__TO DO__. Leave the pictures out. Return all other data exactly.
★ ★ ★
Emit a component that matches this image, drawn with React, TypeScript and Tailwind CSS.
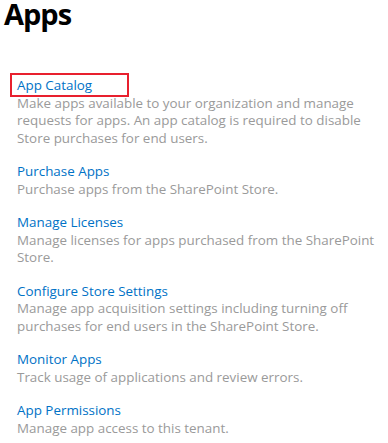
const items = [
  {
    title: "App Catalog",
    desc: "Make apps available to your organization and manage requests for apps. An app catalog is required to disable Store purchases for end users.",
    highlight: true,
  },
  { title: "Purchase Apps", desc: "Purchase apps from the SharePoint Store." },
  {
    title: "Manage Licenses",
    desc: "Manage licenses for apps purchased from the SharePoint Store.",
  },
  {
    title: "Configure Store Settings",
    desc: "Manage app acquisition settings including turning off purchases for end users in the SharePoint Store.",
  },
  { title: "Monitor Apps", desc: "Track usage of applications and review errors." },
  { title: "App Permissions", desc: "Manage app access to this tenant." },
];

export default function App() {
  return (
    <div className="w-[388px] h-[443px] bg-white overflow-hidden font-['Open_Sans',sans-serif]">
      <h1 className="pl-[4px] text-[29px] leading-[28px] font-bold tracking-[-1px] text-black">
        Apps
      </h1>
      <ul className="pl-[17px] pr-[6px] pt-[49px]">
        {items.map((item) => (
          <li key={item.title} className="mb-[16px] text-[13.4px] leading-[17.5px]">
            <div className="relative">
              <a className="text-[#0072c6]">{item.title}</a>
              {item.highlight && (
                <span className="absolute left-[-7px] top-[-4px] w-[119px] h-[24px] border-2 border-[#e8202e]" />
              )}
            </div>
            <p className="text-[#9a9a9a]">{item.desc}</p>
          </li>
        ))}
      </ul>
    </div>
  );
}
★ ★ ★
__TASK OUTPUT__.
Emit a component that matches this image, drawn with React, TypeScript and Tailwind CSS.
const items = [
  {
    title: "App Catalog",
    desc: "Make apps available to your organization and manage requests for apps. An app catalog is required to disable Store purchases for end users.",
    highlight: true,
  },
  { title: "Purchase Apps", desc: "Purchase apps from the SharePoint Store." },
  {
    title: "Manage Licenses",
    desc: "Manage licenses for apps purchased from the SharePoint Store.",
  },
  {
    title: "Configure Store Settings",
    desc: "Manage app acquisition settings including turning off purchases for end users in the SharePoint Store.",
  },
  { title: "Monitor Apps", desc: "Track usage of applications and review errors." },
  { title: "App Permissions", desc: "Manage app access to this tenant." },
];

export default function App() {
  return (
    <div className="w-[388px] h-[443px] bg-white overflow-hidden font-['Open_Sans',sans-serif]">
      <h1 className="pl-[4px] text-[29px] leading-[28px] font-bold tracking-[-1px] text-black">
        Apps
      </h1>
      <ul className="pl-[17px] pr-[6px] pt-[49px]">
        {items.map((item) => (
          <li key={item.title} className="mb-[16px] text-[13.4px] leading-[17.5px]">
            <div className="relative">
              <a className="text-[#0072c6]">{item.title}</a>
              {item.highlight && (
                <span className="absolute left-[-7px] top-[-4px] w-[119px] h-[24px] border-2 border-[#e8202e]" />
              )}
            </div>
            <p className="text-[#9a9a9a]">{item.desc}</p>
          </li>
        ))}
      </ul>
    </div>
  );
}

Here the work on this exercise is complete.